Was sich in der Musikstadt Bamberg unterhalb der symphonischen Elite ereignet, ist bemerkenswert. Und es stößt auch auf die hochverdiente Aufmerksamkeit. Das ließ sich am Samstagabend in der Konzerthalle besichtigen, die rappelvoll gefüllt war beim Abschlusskonzert der Hochschulmusik von Bambergs Otto-Friedrich-Universität. Nicht nur die Studis oder weiteres universitäres Publikum, auch andere Musikfreunde fanden den Weg in den Josef-Keilberth-Saal, um der Aufführung von Antonín Dvoráks Oratorium „Stabat Mater“ durch den Universitätschor und das Universitätsorchester zu lauschen. Und das lohnte sich wahrlich, denn die Interpretation dieses bewegenden Werkes gelang auf einem Niveau, das man über weite Strecken nicht mehr als bloß „amateurhaft“ qualifizieren konnte.
Intensität des Ausdrucks
Unter der Leitung des seit 2014 amtierenden Leiters der Bamberger Hochschulmusik, Wilhelm Schmidts, musizierten ein ausgewachsenes Sinfonieorchester, vier Gesangssolisten und der mit über 100 Sängerinnen und Sängern kapital besetzte Hochschulchor. Dvoraks von tiefer Trauer um den Verlust der Kinder genährte erste oratorische Werk, dem später noch das Requiem folgen sollte, ist eine dunkel gefärbte Musik, die nicht von Ausbrüchen lebt, sondern von gedeckten Farben und von der Intensität des Ausdrucks. Das ließ sich gleich beim Auftakt mit dem „Stabat mater dolorosa“ erleben, einer geradezu trostreichen Musik, die von sattem Streicher- und breitem Chorklang geprägt war. Im „Qui est homo?“ zeigte sich, welch homogenes Vokalquartett bei dieser Aufführung aufgeboten und welch vorzügliche Holzbläser verpflichtet werden konnten.

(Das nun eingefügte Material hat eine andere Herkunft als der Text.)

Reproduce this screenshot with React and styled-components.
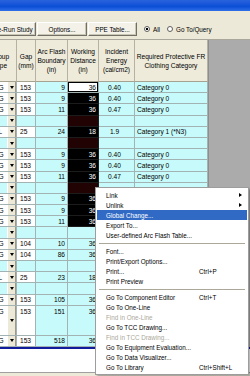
import React from "react";
import styled, { createGlobalStyle } from "styled-components";

const GlobalStyle = createGlobalStyle`
  html, body {
    margin: 0;
    padding: 0;
  }
  body {
    width: 250px;
    height: 376px;
    overflow: hidden;
    font-family: "Liberation Sans", Arial, sans-serif;
  }
`;

const Screen = styled.div`
  position: relative;
  width: 250px;
  height: 376px;
  overflow: hidden;
  display: flex;
  flex-direction: column;
  background: #ece9d8;
`;

const TitleBar = styled.div`
  height: 11px;
  flex-shrink: 0;
  background: linear-gradient(#2a62dc, #0b4fd6 60%, #2f6ee6);
`;

const Toolbar = styled.div`
  height: 29px;
  flex-shrink: 0;
  box-sizing: border-box;
  display: flex;
  align-items: flex-end;
  gap: 1px;
  padding-bottom: 3px;
  border-bottom: 1px solid #a9a79c;
`;

const ToolButton = styled.button`
  width: ${(p) => p.$w}px;
  height: 14px;
  margin-left: ${(p) => p.$shift || 0}px;
  flex-shrink: 0;
  box-sizing: border-box;
  padding: 0;
  font: 6.3px "Liberation Sans", Arial, sans-serif;
  color: #000;
  white-space: nowrap;
  background: #f3f1e8;
  border: 1px solid;
  border-color: #ffffff #716f64 #716f64 #ffffff;
  box-shadow: inset -1px -1px 0 #c9c6b6;
`;

const RadioLabel = styled.label`
  height: 14px;
  display: flex;
  align-items: center;
  gap: 3px;
  margin-left: ${(p) => p.$gap}px;
  font: 6.3px "Liberation Sans", Arial, sans-serif;
  color: #000;
  white-space: nowrap;
`;

const RadioDot = styled.span`
  width: 6px;
  height: 6px;
  box-sizing: border-box;
  border-radius: 50%;
  border: 1px solid #5f5f5f;
  background: ${(p) => (p.$checked ? "radial-gradient(#000 0 1.2px, #fff 1.4px)" : "#fff")};
`;

const Body = styled.div`
  height: 307.2px;
  flex-shrink: 0;
  display: flex;
`;

const Grid = styled.div`
  width: 208px;
  flex-shrink: 0;
  display: flex;
  flex-direction: column;
  font: 6.6px "Liberation Sans", Arial, sans-serif;
  color: #000;
`;

const Workspace = styled.div`
  flex: 1;
  background: #ababab;
  border-left: 1px solid #8e8e8e;
`;

const COLS = "17px 19px 32px 31px 36px 73px";

const HeaderRow = styled.div`
  display: grid;
  grid-template-columns: ${COLS};
  height: 42px;
  background: #eeebdb;
`;

const HeaderCell = styled.div`
  box-sizing: border-box;
  display: flex;
  flex-direction: column;
  align-items: center;
  justify-content: center;
  overflow: hidden;
  line-height: 9px;
  text-align: center;
  white-space: nowrap;
  border-right: 1px solid #b5b2a3;
  border-bottom: 1px solid #a5a292;
`;

const HeaderClip = styled.div`
  width: 30px;
  margin-left: -15px;
  align-self: flex-start;
  text-align: center;
`;

const Row = styled.div`
  display: grid;
  grid-template-columns: ${COLS};
  height: ${(p) => p.$h}px;
`;

const Cell = styled.div`
  box-sizing: border-box;
  display: flex;
  align-items: ${(p) => (p.$top ? "flex-start" : "center")};
  padding-top: ${(p) => (p.$top ? 2 : 0)}px;
  justify-content: ${(p) =>
    p.$align === "right" ? "flex-end" : p.$align === "center" ? "center" : "flex-start"};
  padding-left: ${(p) => p.$pl || 0}px;
  padding-right: ${(p) => p.$pr || 0}px;
  overflow: hidden;
  white-space: nowrap;
  background: ${(p) => p.$bg || "#c7fbfb"};
  color: ${(p) => p.$fg || "#000"};
  border-right: 1px solid ${(p) => p.$line || "#a3b2b2"};
  border-bottom: 1px solid ${(p) => p.$line || "#a3b2b2"};
  box-shadow: ${(p) => (p.$edit ? "inset 0 0 0 1px #000" : "none")};
`;

const TypeCell = styled.div`
  box-sizing: border-box;
  display: flex;
  border-right: 1px solid #a3b2b2;
  border-bottom: 1px solid #a3b2b2;
`;

const TypeText = styled.div`
  width: 7px;
  overflow: hidden;
  background: ${(p) => (p.$empty ? "#c7fbfb" : "#fff")};
  display: flex;
  align-items: ${(p) => (p.$top ? "flex-start" : "center")};
  padding-top: ${(p) => (p.$top ? 2 : 0)}px;
  box-sizing: border-box;
  text-indent: -1.5px;
`;

const DropButton = styled.div`
  width: 9px;
  box-sizing: border-box;
  background: #ece9d8;
  border-left: 1px solid #fff;
  border-right: 1px solid #9d9a8a;
  display: flex;
  align-items: center;
  justify-content: center;

  &::after {
    content: "";
    border-left: 2.5px solid transparent;
    border-right: 2.5px solid transparent;
    border-top: 3px solid #000;
  }
`;

const BlueLine = styled.div`
  height: 2px;
  flex-shrink: 0;
  background: #101c9c;
`;

const Blank = styled.div`
  flex: 1;
  background: #fff;
`;

const BottomStrip = styled.div`
  height: 3px;
  flex-shrink: 0;
  border-top: 1px solid #a0a0a0;
  background: #ece9d8;
`;

const Menu = styled.div`
  position: absolute;
  left: 95px;
  top: 187px;
  width: 154px;
  box-sizing: border-box;
  padding: 2px 1px;
  background: #fff;
  border: 1px solid #9d9d9d;
  box-shadow: 2px 2px 2px rgba(0, 0, 0, 0.3);
  font: 6.3px "Liberation Sans", Arial, sans-serif;
`;

const MenuItem = styled.div`
  height: 10px;
  display: flex;
  align-items: center;
  padding: 0 3px 0 9px;
  white-space: nowrap;
  color: ${(p) => (p.$disabled ? "#aca899" : p.$active ? "#fff" : "#000")};
  background: ${(p) => (p.$active ? "#316ac5" : "transparent")};
`;

const Shortcut = styled.span`
  margin-left: auto;
  width: 45px;
`;

const SubArrow = styled.span`
  margin-left: auto;
  margin-right: 2px;
  border-top: 2.5px solid transparent;
  border-bottom: 2.5px solid transparent;
  border-left: 3px solid currentColor;
`;

const Separator = styled.div`
  height: 6px;
  display: flex;
  align-items: center;

  &::after {
    content: "";
    flex: 1;
    height: 1px;
    margin: 0 2px;
    background: #aca899;
  }
`;

const rows = [
  { t: "G", gap: "153", arc: "9", wd: "36", ie: "0.40", cat: "Category 0", m: "edit" },
  { t: "G", gap: "153", arc: "9", wd: "36", ie: "0.40", cat: "Category 0", m: "sel" },
  { t: "G", gap: "153", arc: "11", wd: "36", ie: "0.47", cat: "Category 0", m: "sel" },
  { m: "selEmpty" },
  { t: "L", gap: "25", arc: "24", wd: "18", ie: "1.9", cat: "Category 1 (*N3)", m: "sel" },
  { m: "selEmpty" },
  { t: "G", gap: "153", arc: "9", wd: "36", ie: "0.40", cat: "Category 0", m: "sel" },
  { t: "G", gap: "153", arc: "9", wd: "36", ie: "0.40", cat: "Category 0", m: "sel" },
  { t: "G", gap: "153", arc: "11", wd: "36", ie: "0.47", cat: "Category 0", m: "sel" },
  { m: "selEmpty" },
  { t: "G", gap: "153", arc: "9", wd: "36", ie: "0.40", cat: "Category 0", m: "sel" },
  { t: "G", gap: "153", arc: "9", wd: "36", ie: "0.40", cat: "Category 0", m: "sel" },
  { t: "G", gap: "153", arc: "11", wd: "36", ie: "0.47", cat: "Category 0", m: "sel" },
  {},
  { t: "G", gap: "104", arc: "10", wd: "36", ie: "0.43", cat: "Category 0" },
  { t: "G", gap: "104", arc: "86", wd: "36", ie: "3.6", cat: "Category 1" },
  {},
  { t: "L", gap: "25", arc: "23", wd: "18", ie: "1.8", cat: "Category 1 (*N3)" },
  {},
  { t: "G", gap: "153", arc: "105", wd: "36", ie: "4.7", cat: "Category 2" },
  { t: "G", gap: "153", arc: "151", wd: "36", ie: "6.8", cat: "Category 2", h: 30 },
  { t: "G", gap: "153", arc: "518", wd: "36", ie: "36", cat: "Category 4" },
];

const menuItems = [
  { label: "Link", sub: true },
  { label: "Unlink", sub: true },
  { label: "Global Change...", active: true },
  { label: "Export To..." },
  { label: "User-defined Arc Flash Table..." },
  { sep: true },
  { label: "Font..." },
  { label: "Print/Export Options..." },
  { label: "Print...", key: "Ctrl+P" },
  { label: "Print Preview" },
  { sep: true },
  { label: "Go To Component Editor", key: "Ctrl+T" },
  { label: "Go To One-Line" },
  { label: "Find in One-Line", disabled: true },
  { label: "Go To TCC Drawing..." },
  { label: "Find in TCC Drawing...", disabled: true },
  { label: "Go To Equipment Evaluation..." },
  { label: "Go To Data Visualizer..." },
  { label: "Go To Library", key: "Ctrl+Shift+L" },
];

function workingCell(r, top) {
  if (r.m === "edit") {
    return { $bg: "#fff", $edit: true };
  }
  if (r.m === "sel") {
    return { $bg: "#000", $fg: "#fff", $line: "#1c1c1c" };
  }
  if (r.m === "selEmpty") {
    return { $bg: "#220303", $line: "#1c1c1c" };
  }
  return { $top: top };
}

const DataRow = ({ r }) => {
  const empty = !r.gap;
  const top = !!r.h;
  return (
    <Row $h={r.h || 11.2}>
      <TypeCell>
        <TypeText $empty={empty} $top={top}>{r.t}</TypeText>
        <DropButton />
      </TypeCell>
      <Cell $bg={empty ? undefined : "#fff"} $pl={3} $top={top}>
        {r.gap}
      </Cell>
      <Cell $align="right" $pr={2} $top={top}>
        {r.arc}
      </Cell>
      <Cell $align="right" $pr={2} {...workingCell(r, top)}>
        {r.wd}
      </Cell>
      <Cell $align="center" $pr={4} $top={top}>
        {r.ie}
      </Cell>
      <Cell $pl={2} $top={top}>
        {r.cat}
      </Cell>
    </Row>
  );
};

const App = () => {
  return (
    <Screen>
      <GlobalStyle />
      <TitleBar />
      <Toolbar>
        <ToolButton $w={46} $shift={-10}>Re-Run Study</ToolButton>
        <ToolButton $w={50}>Options...</ToolButton>
        <ToolButton $w={49}>PPE Table...</ToolButton>
        <RadioLabel $gap={6}>
          <RadioDot $checked />
          All
        </RadioLabel>
        <RadioLabel $gap={6}>
          <RadioDot />
          Go To/Query
        </RadioLabel>
      </Toolbar>
      <Body>
        <Grid>
          <HeaderRow>
            <HeaderCell>
              <HeaderClip>Group</HeaderClip>
              <HeaderClip>Type</HeaderClip>
            </HeaderCell>
            <HeaderCell>
              <span>Gap</span>
              <span>(mm)</span>
            </HeaderCell>
            <HeaderCell>
              <span>Arc Flash</span>
              <span>Boundary</span>
              <span>(in)</span>
            </HeaderCell>
            <HeaderCell>
              <span>Working</span>
              <span>Distance</span>
              <span>(in)</span>
            </HeaderCell>
            <HeaderCell>
              <span>Incident</span>
              <span>Energy</span>
              <span>(cal/cm2)</span>
            </HeaderCell>
            <HeaderCell>
              <span>Required Protective FR</span>
              <span>Clothing Category</span>
            </HeaderCell>
          </HeaderRow>
          {rows.map((r, i) => (
            <DataRow key={i} r={r} />
          ))}
        </Grid>
        <Workspace />
      </Body>
      <BlueLine />
      <Blank />
      <BottomStrip />
      <Menu>
        {menuItems.map((it, i) =>
          it.sep ? (
            <Separator key={i} />
          ) : (
            <MenuItem key={i} $active={it.active} $disabled={it.disabled}>
              {it.label}
              {it.key && <Shortcut>{it.key}</Shortcut>}
              {it.sub && <SubArrow />}
            </MenuItem>
          )
        )}
      </Menu>
    </Screen>
  );
};

export default App;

Präzise Pianoeinsätze und breiter Tuttiklang
Das reiche Aufgebot an Frauenstimmen, zu Beginn noch etwas furchtsam bei den Einsätzen, kam im „Eia mater“ sehr schön zur Geltung und imponierte im anschließenden „Fac, ut ardeat“ mit ebenso weichen wie präzisen Pianoeinsätzen. Im „Tui nati“ endlich schien der gesamte Chor ganz bei sich angekommen zu sein, welch breiter Tuttiklang! Das „Fac me vere“ entpuppte sich als ideale Rolle für Jeongyeop Seok und seine helle, im Piano besonders angenehme Tenorstimme. Ihm gesellte sich im „Fac ut portem“ mit Silke Evers eine Sopranistin hinzu, die mit schönem Timbre und wunderbaren Pianissimi selbst in höchsten Lagen zu beeindrucken wusste. Chao Dengs profunder Bass hatte schon zuvor gefallen, und die profunde Altstimme Christine Mittermairs komplettierte im „Inflammatus et accensus“ das Sängerquartett.
Überlegtes Dirigat
Im abschließenden Ensemble „Quando corpus morietur“ kulminierten nochmals alle Tugenden dieser bemerkenswerten Aufführung, übrigens befördert durch exzellente Blechbläser und einen virtuosen Paukisten. Wilhelm Schmidts lotste den riesenhaften Klangkörper routiniert durch die anspruchsvolle Partitur. Lediglich im „Virgo virginum praeclara“ blieb er einen Moment zu sehr Orchesterdirigent und ließ die Frauenstimmen bei ihren heiklen Einsätzen ein wenig allein. Ansonsten lieferte der vielbeschäftigte und auch andernorts sehr gefragte Chef der Bamberger Hochschulmusik ein sehr überlegtes und überlegenes Dirigat ab. Wie auch immer, dieses am Ende einhellig bejubelte „Stabat mater“ stellte dem universitären Musikbetrieb ein ausgezeichnetes Zeugnis aus.